HTML is banned totally (text will show, but not tag code handling - that's normal). The BBCode editor inputs to Perl script which has 2 lines of code to do the stuff for bold and italic (I removed the u). No module is needed (so users don't have to worry about that) and my code has grown by 5 1/2k (with editor JS). Good. Much appreciated.
I'm not even going to attempt to understand why some code I saw was over 300 lines to handle BBCode :eek:.
Shorts - When the wheel is too big for the job, it needs reinventing. I do it too. I get all involved with Photoshop and Freehand, coming up with some amazing logo and the client ends up with a really simple single color thing (learned that the expensive way - ouch!). Sometimes we do need the big boy for a big job, but in this case it's overkill.
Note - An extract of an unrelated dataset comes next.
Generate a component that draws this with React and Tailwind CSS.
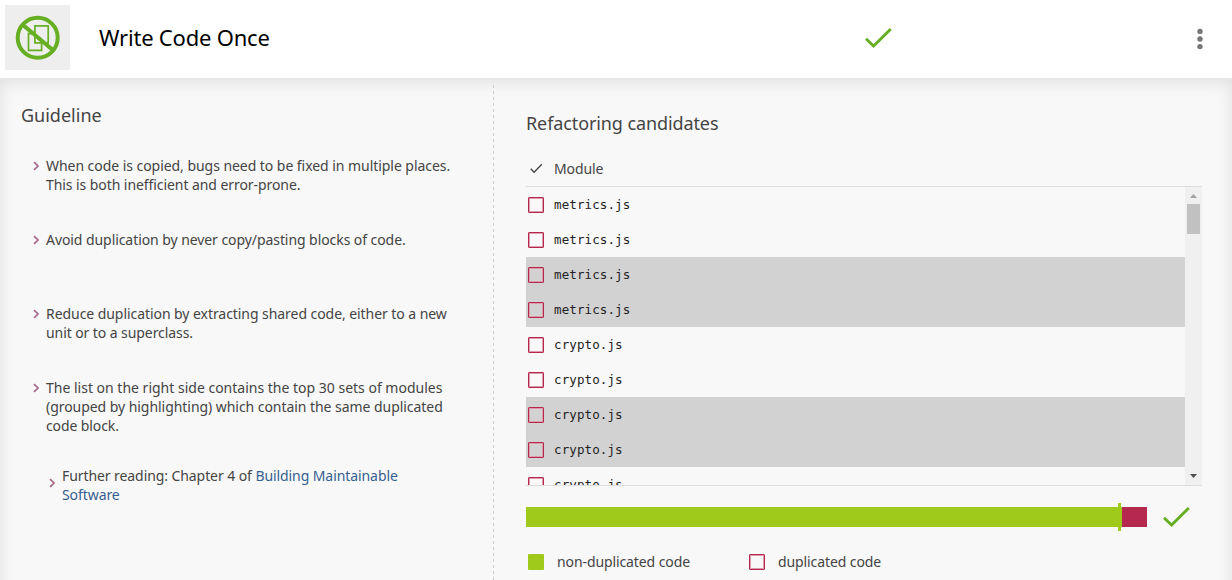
const rows = [
  { name: "metrics.js", shaded: false },
  { name: "metrics.js", shaded: false },
  { name: "metrics.js", shaded: true },
  { name: "metrics.js", shaded: true },
  { name: "crypto.js", shaded: false },
  { name: "crypto.js", shaded: false },
  { name: "crypto.js", shaded: true },
  { name: "crypto.js", shaded: true },
  { name: "crypto.js", shaded: false },
];

function NoDuplicatesIcon() {
  return (
    <svg className="size-[65px]" viewBox="0 0 65 65" fill="none" stroke="#66ae22">
      <circle cx="32.7" cy="32.7" r="20" strokeWidth="4" />
      <rect x="29.9" y="20.9" width="13.3" height="17" strokeWidth="1.7" />
      <path d="M30 28.7H23.5V45.3H36.6V38" strokeWidth="1.7" />
      <path d="M18 20L47.5 44.8" strokeWidth="4" />
    </svg>
  );
}

function CheckMark() {
  return (
    <svg className="h-5 w-[27px]" viewBox="0 0 27 20" fill="none" stroke="#66ae22" strokeWidth="2.9">
      <path d="M1 10.8L8.6 18L25.8 1" />
    </svg>
  );
}

function Box() {
  return <span className="block size-4 shrink-0 rounded-[1px] border-[1.5px] border-[#b5294e] shadow-[inset_0_0_0_1px_#dd9aab]" />;
}

function Chevron() {
  return (
    <svg className="h-2.5 w-[7px] shrink-0" viewBox="0 0 7 10" fill="none" stroke="#a5698a" strokeWidth="1.7">
      <path d="M1 1.2L5 5L1 8.8" />
    </svg>
  );
}

function Item({ className, children }) {
  return (
    <li className={`flex gap-[6px] ${className}`}>
      <span className="flex h-[19px] items-center"><Chevron /></span>
      <div className="whitespace-nowrap">{children}</div>
    </li>
  );
}

export default function App() {
  return (
    <div className="flex h-[580px] w-[1232px] flex-col overflow-hidden bg-[#f8f8f8] font-['Noto_Sans',sans-serif] text-[14px] leading-[19px] text-[#444]">
      <header className="flex h-[78px] shrink-0 items-center bg-white pb-[3px] pl-[5px]">
        <div className="size-[65px] bg-[#eee]"><NoDuplicatesIcon /></div>
        <h1 className="-mt-0.5 ml-[29px] w-[766px] text-[22px] leading-8 tracking-[-0.2px] text-black">Write Code Once</h1>
        <CheckMark />
        <svg className="ml-[304px] mt-[3px] h-[22px] w-2" viewBox="0 0 8 22" fill="#777">
          <circle cx="4" cy="3.4" r="2.7" />
          <circle cx="4" cy="11" r="2.7" />
          <circle cx="4" cy="18.6" r="2.7" />
        </svg>
      </header>

      <main className="-mb-6 flex min-h-0 flex-1 shadow-[inset_0_4px_16px_rgba(0,0,0,0.1)]">
        <section className="mt-[7px] w-[494px] shrink-0 pl-[21px] pt-[17px]">
          <h2 className="text-[18px] leading-[26px]">Guideline</h2>
          <ul className="pl-3 pt-[28px]">
            <Item className="h-[74px]">
              <p className="tracking-[-0.05px]">When code is copied, bugs need to be fixed in multiple places.</p>
              <p className="tracking-[-0.07px]">This is both inefficient and error-prone.</p>
            </Item>
            <Item className="h-[74px]">
              <p className="tracking-[-0.07px]">Avoid duplication by never copy/pasting blocks of code.</p>
            </Item>
            <Item className="h-[74px]">
              <p className="tracking-[-0.06px]">Reduce duplication by extracting shared code, either to a new</p>
              <p className="tracking-[-0.08px]">unit or to a superclass.</p>
            </Item>
            <Item className="h-[88px]">
              <p>The list on the right side contains the top 30 sets of modules</p>
              <p className="tracking-[-0.05px]">(grouped by highlighting) which contain the same duplicated</p>
              <p className="tracking-[-0.1px]">code block.</p>
            </Item>
            <li className="flex gap-[6px] pl-4">
              <span className="flex pt-[12px]"><Chevron /></span>
              <div className="whitespace-nowrap tracking-[-0.08px]">
                <p>Further reading: Chapter 4 of <a className="text-[#365f91]">Building Maintainable</a></p>
                <p><a className="text-[#365f91]">Software</a></p>
              </div>
            </li>
          </ul>
        </section>

        <div className="-ml-px mt-[7px] w-px bg-[repeating-linear-gradient(180deg,#ccc_0_3px,transparent_3px_6px)]" />

        <section className="w-[738px] pl-8 pt-8">
          <h2 className="text-[18px] leading-[26px] tracking-[-0.1px]">Refactoring candidates</h2>
          <div className="flex h-[51px] w-[676px] items-end border-b border-[#ddd] pb-[8px]">
            <svg className="mb-1 ml-[4px] h-[11px] w-[13px]" viewBox="0 0 13 11" fill="none" stroke="#444" strokeWidth="1.3">
              <path d="M0.7 5.8L4.1 9.3L11.8 1.3" />
            </svg>
            <span className="ml-[11px] tracking-[-0.1px]">Module</span>
          </div>
          <div className="flex h-[299px] w-[676px] overflow-hidden border-b border-[#ddd]">
            <div className="w-[659px]">
              {rows.map((r, i) => (
                <div key={i} className={`flex h-[35px] items-center gap-2.5 pl-0.5 ${r.shaded ? "bg-[#d2d2d2]" : ""}`}>
                  <Box />
                  <span className="font-['DejaVu_Sans_Mono',monospace] text-[12.5px] leading-[19px] tracking-[0.1px] text-[#222]">{r.name}</span>
                </div>
              ))}
            </div>
            <div className="flex w-[17px] flex-col items-center bg-[#f0f0f0] pt-[7px]">
              <svg className="h-1 w-[7px]" viewBox="0 0 7 4" fill="#a3a3a3"><path d="M3.5 0L7 4H0Z" /></svg>
              <div className="mt-1.5 h-[30px] w-[13px] bg-[#c1c1c1]" />
              <svg className="mb-[7px] mt-auto h-1 w-[7px]" viewBox="0 0 7 4" fill="#505050"><path d="M0 0H7L3.5 4Z" /></svg>
            </div>
          </div>
          <div className="mt-[17px] flex h-7 items-center">
            <div className="h-5 w-[592px] bg-[#9fc91b]" />
            <div className="h-7 w-[3px] bg-[#9fc91b]" />
            <div className="h-5 w-px bg-[#9fc91b]" />
            <div className="h-5 w-[25px] bg-[#b5294e]" />
            <div className="ml-4"><CheckMark /></div>
          </div>
          <div className="mt-[21px] flex items-center pl-0.5 tracking-[-0.1px]">
            <span className="block size-4 rounded-[1px] bg-[#9fc91b]" />
            <span className="ml-[13px] w-[192px]">non-duplicated code</span>
            <Box />
            <span className="ml-[13px]">duplicated code</span>
          </div>
        </section>
      </main>
    </div>
  );
}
The forum I'm working on is not meant to be an all singing/dancing one. It's aimed for small sites who only want a couple of forums and will probably have only a couple hundred users at most.
perl_diver
06-23-2009, 01:59 PM
The reason some code might be longer is because it is validating that an opening tag has a closing tag. If someone enters in your forum with no all the text following will be in bold, even text that might be in other posts, although I think you are using tables so that won't occur. An even better solution is to use CSS in conjunction with your BB code tags, so instead of converting [b] into <b> you convert it into <b class='b'> then you can associate the class of the tag to a style sheet and use a style sheet to allow users of the forum to implement different looks for the forum quit easily. Maybe you already thought of this so forgive me for going on about it if you already have.
edatz
06-23-2009, 02:42 PM
<b class='b'> now that I didn't know. I do use things like input or textarea etc., never thought of using CSS that way. Nice one p_d.
Now it's back to watching Wimbledon (if my back wasn't troubling me I'd go there) - it's only a few miles away on the other end of the tram line.
If you visit the live forum test site you'll have to register now, as that is in place. I'll try and get the editor up tomorrow or later on this evening.